Avid readers may recall a recent blog post in which I complained about Miss Jane Austen's tedious build up (some 37 chapters or so) to the resolution of Mansfield Park. She did go on about it--but that was the point. Country life was a maddening reiteration of similar days, followed by tea.
Who wouldn't have wanted a little amusement? Some amateur theatricals perhaps? But (apparently) they were immoral--so we knew what the end must be. We ought to have braced ourselves for it.
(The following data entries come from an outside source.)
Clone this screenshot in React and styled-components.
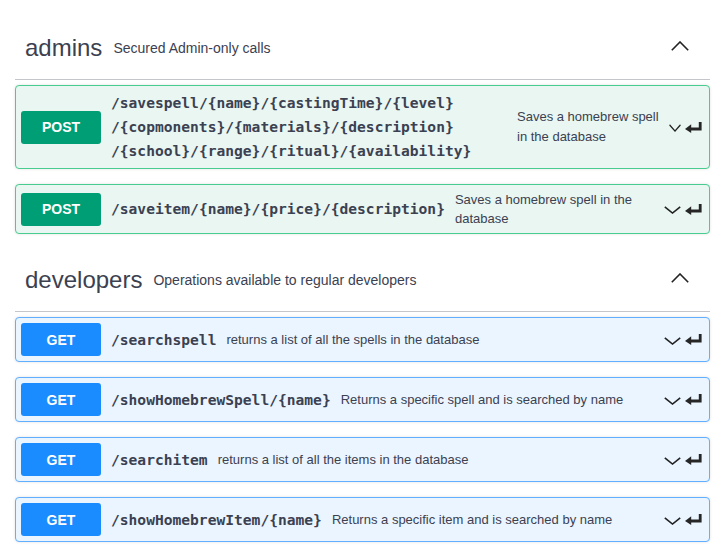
import React from 'react'
import styled, { createGlobalStyle } from 'styled-components'

const GlobalStyle = createGlobalStyle`
  html, body {
    margin: 0;
    padding: 0;
    background: #fff;
  }
  body {
    font-family: "Liberation Sans", Arial, sans-serif;
    color: #3b4151;
  }
`

const methods = {
  post: { button: '#009e74', border: '#49cc90', bg: '#e9f6f2' },
  get: { button: '#1a8cff', border: '#61affe', bg: '#ebf5ff' },
}

const Page = styled.div`
  padding: 17px 9px 0 15px;
`

const TagSection = styled.section``

const TagHeader = styled.div`
  display: flex;
  align-items: center;
  height: 42px;
  padding: 10px 21px 10px 10px;
  margin-bottom: 5px;
  border-bottom: 1px solid rgba(59, 65, 81, 0.3);
`

const TagName = styled.h3`
  margin: 0;
  font-size: 24px;
  font-weight: normal;
  color: #3b4151;
`

const TagDescription = styled.small`
  flex: 1;
  padding: 0 11px;
  font-size: 14px;
  color: #3b4151;
`

const Opblock = styled.div`
  margin-bottom: 15px;
  border: 1px solid ${props => methods[props.method].border};
  border-radius: 4px;
  background: ${props => methods[props.method].bg};
  box-shadow: 0 0 3px rgba(0, 0, 0, 0.12);
`

const Summary = styled.div`
  display: flex;
  align-items: center;
  padding: 5px;
`

const MethodBadge = styled.span`
  flex-shrink: 0;
  width: 80px;
  height: 33px;
  display: flex;
  align-items: center;
  justify-content: center;
  border-radius: 3px;
  background: ${props => methods[props.method].button};
  color: #fff;
  font-size: 14px;
  font-weight: bold;
  text-transform: uppercase;
`

const Path = styled.span`
  flex-shrink: 0;
  max-width: 396px;
  margin-left: 10px;
  font-family: "DejaVu Sans Mono", "Liberation Mono", monospace;
  font-size: 14.6px;
  font-weight: bold;
  line-height: 24px;
  color: #3b4151;
`

const Description = styled.div`
  flex: 1 1 auto;
  min-width: 0;
  margin-left: 10px;
  font-size: 13px;
  line-height: ${props => (props.tall ? '20px' : '19px')};
  color: #3b4151;
`

const Controls = styled.div`
  flex-shrink: 0;
  display: flex;
  align-items: center;
  gap: 4px;
  margin-left: 10px;
  margin-right: 2px;
`

const Chevron = styled.svg`
  width: ${props => (props.compact ? '12px' : '17px')};
  height: 8px;
  margin-top: 2px;
`

const ReturnArrow = styled.svg`
  width: 17px;
  height: 11px;
`

const UpChevron = styled.svg`
  width: 18px;
  height: 10px;
  margin-top: -4px;
`

const ChevronDown = ({ compact }) => (
  <Chevron compact={compact} viewBox="0 0 17 8" preserveAspectRatio="none">
    <polyline points="0.8,0.8 8.5,7 16.2,0.8" fill="none" stroke="#222" strokeWidth="1.6" />
  </Chevron>
)

const Enter = () => (
  <ReturnArrow viewBox="0 0 17 11">
    <path d="M15.2 0 V7 H5" fill="none" stroke="#262626" strokeWidth="2.8" />
    <path d="M0 7 L6.2 2.2 L6.2 11 Z" fill="#262626" />
  </ReturnArrow>
)

const ChevronUp = () => (
  <UpChevron viewBox="0 0 18 10">
    <polyline points="0.8,9.2 9,1 17.2,9.2" fill="none" stroke="#222" strokeWidth="1.6" />
  </UpChevron>
)

const renderPath = path =>
  path.split('/').filter(Boolean).map((part, i) => (
    <React.Fragment key={i}>
      {i > 0 && <wbr />}/{part}
    </React.Fragment>
  ))

const tags = [
  {
    name: 'admins',
    description: 'Secured Admin-only calls',
    ops: [
      {
        method: 'post',
        path: '/savespell/{name}/{castingTime}/{level}/{copmonents}/{materials}/{description}/{school}/{range}/{ritual}/{availability}',
        summary: 'Saves a homebrew spell in the database',
        tall: true,
      },
      {
        method: 'post',
        path: '/saveitem/{name}/{price}/{description}',
        summary: 'Saves a homebrew spell in the database',
      },
    ],
  },
  {
    name: 'developers',
    description: 'Operations available to regular developers',
    ops: [
      { method: 'get', path: '/searchspell', summary: 'returns a list of all the spells in the database' },
      { method: 'get', path: '/showHomebrewSpell/{name}', summary: 'Returns a specific spell and is searched by name' },
      { method: 'get', path: '/searchitem', summary: 'returns a list of all the items in the database' },
      { method: 'get', path: '/showHomebrewItem/{name}', summary: 'Returns a specific item and is searched by name' },
    ],
  },
]

const App = () => (
  <Page>
    <GlobalStyle />
    {tags.map(tag => (
      <TagSection key={tag.name}>
        <TagHeader>
          <TagName>{tag.name}</TagName>
          <TagDescription>{tag.description}</TagDescription>
          <ChevronUp />
        </TagHeader>
        {tag.ops.map((op, i) => (
          <Opblock method={op.method} key={i}>
            <Summary>
              <MethodBadge method={op.method}>{op.method}</MethodBadge>
              <Path>{renderPath(op.path)}</Path>
              <Description tall={op.tall}>{op.summary}</Description>
              <Controls>
                <ChevronDown compact={op.tall} />
                <Enter />
              </Controls>
            </Summary>
          </Opblock>
        ))}
      </TagSection>
    ))}
  </Page>
)

export default App
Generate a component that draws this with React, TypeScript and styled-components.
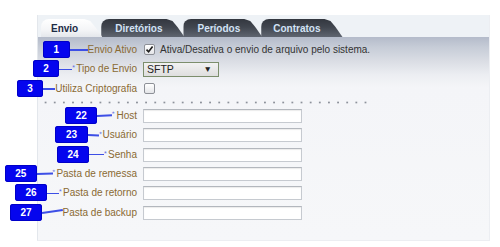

But lulled into a stupor by thirty-seven chapters of Fanny's life as a poor relation--we weren't quite prepared for divine retribution.
We fully expected the eldest son to be stricken--and stricken he was, but Miss Austen fooled us by not entirely disposing of him. Almost fatally chastened, he was kept alive for the sole purpose of preventing his younger brother, Edmund, from inheriting the title, thereby forcing Edmund to become a Church of England clergyman (notwithstanding the absolutely conclusive arguments of his would be girl-friend, the beautiful and wealthy Mary Crawford, against it.)
But Edmund doesn't care about her, really. She's too worldly and ambitious. She actually hopes his older brother will die so Edmund can become the Baronet (a social rank once described, as '...neither a gentleman nor a lord...' but still, not bad, compared to being a Church of England clergyman.)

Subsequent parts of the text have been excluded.